Supreme Court of North Carolina
Jun 1, 1847
29 N.C. 194 (N.C. 1847)

Opinion

(June Term, 1847.)

1. A testator devised "to my grandson, J. S., son of S. S., the tract of land I now live on, with the reserve and privilege of my son, S. S., the father of the said J., having the full privilege of the said land and all the profits arising therefrom during his natural life." In a subsequent clause he says: "I further give and bequeath all my lands that I am seized and possessed of at this time, or the profits arising therefrom, to my beloved wife during her natural life or widowhood; then for it to fall back to the said heir as above mentioned."

2. Held, that even if J. S. be the heir intended in the second clause of the will, yet he could only take the lands subject to the reservation in the first clause of a life estate to his father, and that he could not bring an action to recover the lands in the lifetime of the father.

APPEAL from GUILFORD Spring Term, 1847; Manly, J.

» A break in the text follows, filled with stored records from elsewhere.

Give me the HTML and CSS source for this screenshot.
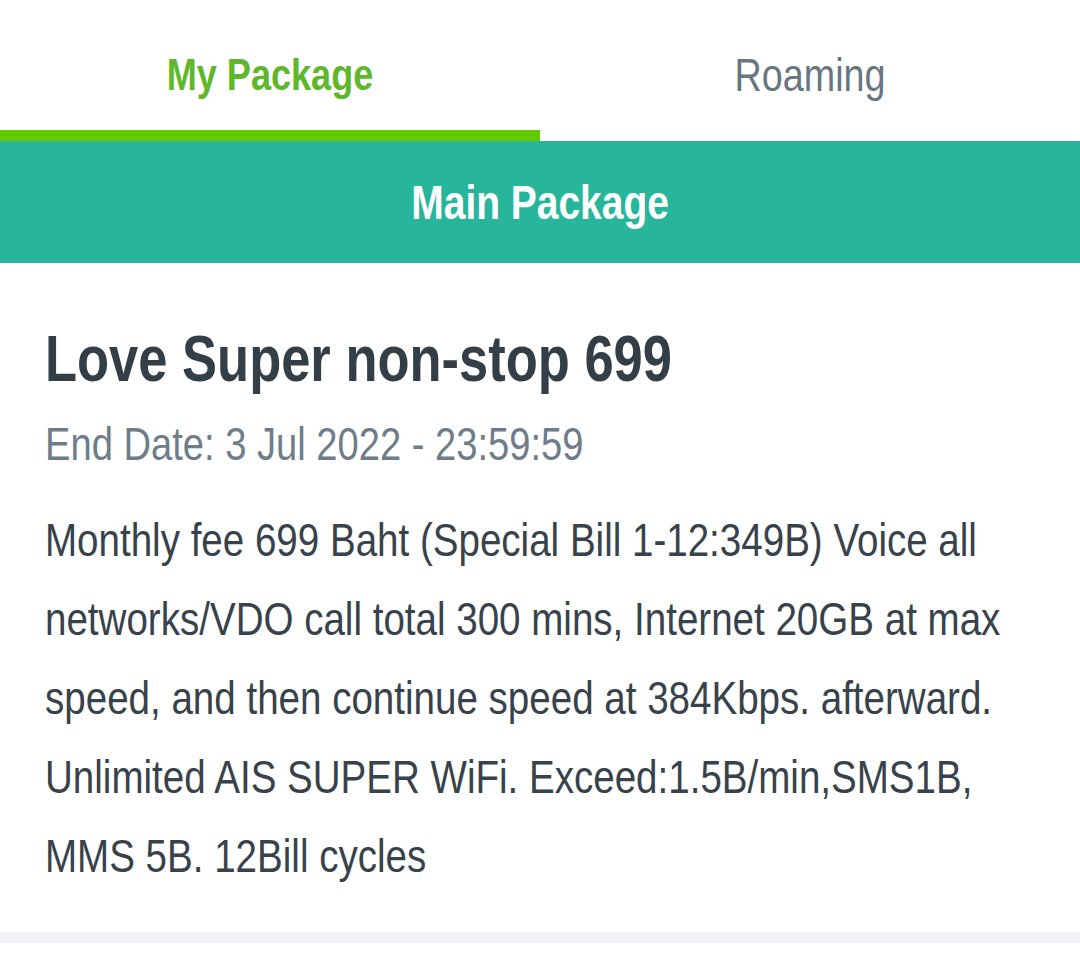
FILE: index.html
```html
<!DOCTYPE html>
<html lang="en">
<head>
<meta charset="utf-8">
<title>My Package</title>
<link rel="stylesheet" href="styles.css">
</head>
<body>
<div class="tabs">
  <div class="tab tab-active"><span class="narrow">My Package</span></div>
  <div class="tab"><span class="narrow">Roaming</span></div>
</div>
<div class="banner"><span class="narrow">Main Package</span></div>
<div class="card">
  <div class="card-body">
    <h1 class="pkg-title">Love Super non-stop 699</h1>
    <p class="pkg-date">End Date: 3 Jul 2022 - 23:59:59</p>
    <p class="pkg-desc">Monthly fee 699 Baht (Special Bill 1-12:349B) Voice all networks/VDO call total 300 mins, Internet 20GB at max speed, and then continue speed at 384Kbps. afterward. Unlimited AIS SUPER WiFi. Exceed:1.5B/min,SMS1B, MMS 5B. 12Bill cycles</p>
  </div>
</div>
<div class="band"></div>
</body>
</html>
```
FILE: styles.css
```css
html, body {
  margin: 0;
  padding: 0;
  background: #ffffff;
}
body {
  font-family: "Liberation Sans", Arial, sans-serif;
  width: 1080px;
  overflow-x: hidden;
}
.narrow {
  display: inline-block;
  transform: scaleX(0.82);
  transform-origin: center center;
  white-space: nowrap;
}
.tabs {
  display: flex;
  height: 141px;
}
.tab {
  flex: 1;
  box-sizing: border-box;
  display: flex;
  align-items: center;
  justify-content: center;
  padding-top: 20px;
  border-bottom: 11px solid transparent;
  font-size: 46px;
  color: #68767f;
}
.tab-active {
  color: #5fb82b;
  font-size: 44px;
  font-weight: bold;
  border-bottom-color: #62cb00;
}
.banner {
  height: 122px;
  background: #27b69b;
  color: #ffffff;
  font-size: 47.5px;
  font-weight: bold;
  display: flex;
  align-items: center;
  justify-content: center;
}
.card {
  padding: 59px 45px 37px 45px;
}
.card-body {
  width: 1207px;
  transform: scaleX(0.82);
  transform-origin: 0 0;
}
.pkg-title {
  margin: 0;
  font-size: 64px;
  line-height: 75px;
  font-weight: bold;
  color: #343e46;
}
.pkg-date {
  margin: 20px 0 0 0;
  font-size: 46.5px;
  line-height: 55px;
  color: #6e7d89;
}
.pkg-desc {
  margin: 28px 0 0 0;
  font-size: 47px;
  line-height: 79px;
  color: #38424b;
}
.band {
  height: 11px;
  background: #f0f2f5;
}
```
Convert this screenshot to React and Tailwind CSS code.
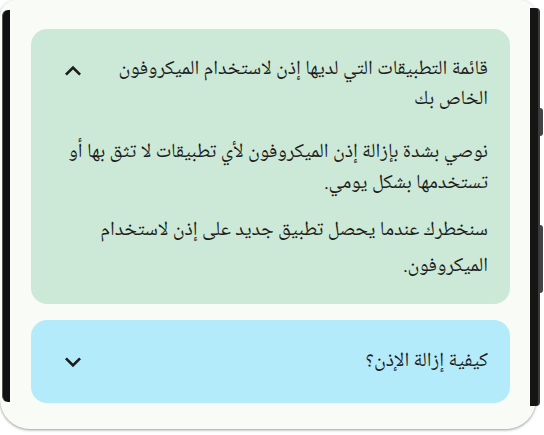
import React from 'react';

const ChevronUp = () => (
  <svg width="32" height="32" viewBox="0 0 24 24" fill="#1c1d1b">
    <path d="M7.41 15.41L12 10.83l4.59 4.58L18 14l-6-6-6 6z" />
  </svg>
);

const ChevronDown = () => (
  <svg width="32" height="32" viewBox="0 0 24 24" fill="#1c1d1b">
    <path d="M7.41 8.59L12 13.17l4.59-4.58L18 10l-6 6-6-6 1.41-1.41z" />
  </svg>
);

const font = { fontFamily: '"Noto Naskh Arabic", "Noto Sans Arabic", "DejaVu Sans", sans-serif' };

export default function App() {
  return (
    <div className="relative w-[544px] h-[435px] bg-white overflow-hidden" style={font}>
      <div className="w-[536px] h-[429px] bg-[#f9fbf6] rounded-t-[16px] rounded-b-[30px] shadow-[0_1px_3px_rgba(0,0,0,0.4)] pt-[29px] pl-[31px] pr-[26px]">
        <div dir="rtl" className="bg-[#cce8d6] rounded-[16px] h-[275px] pt-[26px] pr-[22px] pl-[18px] text-[#1c1d1b]">
          <div className="flex items-start justify-between gap-3">
            <div className="text-[20px] leading-[30px] whitespace-nowrap">
              قائمة التطبيقات التي لديها إذن لاستخدام الميكروفون
              <br />
              الخاص بك
            </div>
            <div className="ml-[8px]">
              <ChevronUp />
            </div>
          </div>
          <p className="mt-[23px] text-[20px] leading-[31px] whitespace-nowrap">
            نوصي بشدة بإزالة إذن الميكروفون لأي تطبيقات لا تثق بها أو
            <br />
            تستخدمها بشكل يومي.
          </p>
          <p className="mt-[13px] text-[20px] leading-[36px] whitespace-nowrap">
            سنخطرك عندما يحصل تطبيق جديد على إذن لاستخدام
            <br />
            الميكروفون.
          </p>
        </div>
        <div dir="rtl" className="mt-[16px] bg-[#b4ebfb] rounded-[16px] h-[83px] pr-[22px] pl-[26px] flex items-center justify-between text-[#1c1d1b]">
          <div className="text-[20px] leading-[30px]">كيفية إزالة الإذن؟</div>
          <ChevronDown />
        </div>
      </div>
      <div className="absolute left-[2px] top-[10px] w-[8px] h-[392px] bg-[#111] rounded-l-[6px] border-l border-[#555]" />
      <div className="absolute left-[530px] top-[8px] w-[10px] h-[398px] bg-[#151515] rounded-r-[4px] border-r-2 border-[#3a3a3a]" />
      <div className="absolute left-[540px] top-[108px] w-[3px] h-[28px] bg-[#444] rounded-r" />
      <div className="absolute left-[540px] top-[225px] w-[3px] h-[68px] bg-[#444] rounded-r" />
    </div>
  );
}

Joel Sullivan by his last will devised as follows: "I give and bequeath to my grandson, Joel Sullivan, son of Samuel Sullivan, the tract of land I now live on, supposed to be 163 acres, with the reserve and privilege of my son Samuel Sullivan, the father of the said Joel, having the full privilege of said land and all the profits arising therefrom during his natural life." By a subsequent clause he devises as follows: "I further give and bequeath all my lands that I am seized and possessed of at this time, or the profits arising therefrom, to my beloved wife, Elizabeth, during her natural life or widowhood, then for it to fall back to the said heir as above mentioned." The lessor of the plaintiff is the devisee, Joel Sullivan, the grandson, and the defendants the heirs at law, or a portion of them, of the testator. The lessor of the plaintiff claims the premises by virtue of the second clause, as being the heir referred to in it. The defendants contend that under that devise nothing passed but the life estate of the widow, for the reason that the individual (195) who is to take after her is so obscurely pointed out that it is impossible to say who was meant, and the devise, of course, fails for uncertainty. The plaintiff offered to prove by parol testimony that his lessor was meant by the testator to take in remainder after his grandmother, the widow. The widow is dead, and the testator left his son Samuel and several other children.

Morehead for plaintiff.

Mendenhall for defendant.


It is unnecessary for the Court to decide any of the questions raised in the argument of the case. Whether the heir mentioned in the second clause refers to the father Samuel or to the son Joel, or whether the devise fails altogether for uncertainty as far as the remainder is concerned, are questions which will be answered when a case is before us in which they necessarily arise. In this action they do not. If it be admitted, as the plaintiff contends, that he is the person meant by the testator by the word "heir," still he cannot maintain this action. We gather from the will that the testator owned other lands beside that mentioned in the first recited clause, and this other land is the subject of this suit. The plaintiff, if he be one of the persons meant in the second clause, must take this land, as he does the homestead, for the words are, after the death of the widow, "then for it to fall back to the said heir, as above mentioned." Now, under the first clause Samuel takes a life estate in the homestead, with remainder in fee to Joel Sullivan. The latter must take the additional land devised in the second clause (if at all) in the same way as he takes the homestead under the first, a remainder in fee after his father's life estate. We do not now decide who is or are meant by the testator by the word "heir"; all we decide is that if it be the lessor of the plaintiff, he cannot maintain this action, because the life estate of his father would precede his (196) remainder in fee, and it has not fallen in, Samuel Sullivan being still alive, as far as appears.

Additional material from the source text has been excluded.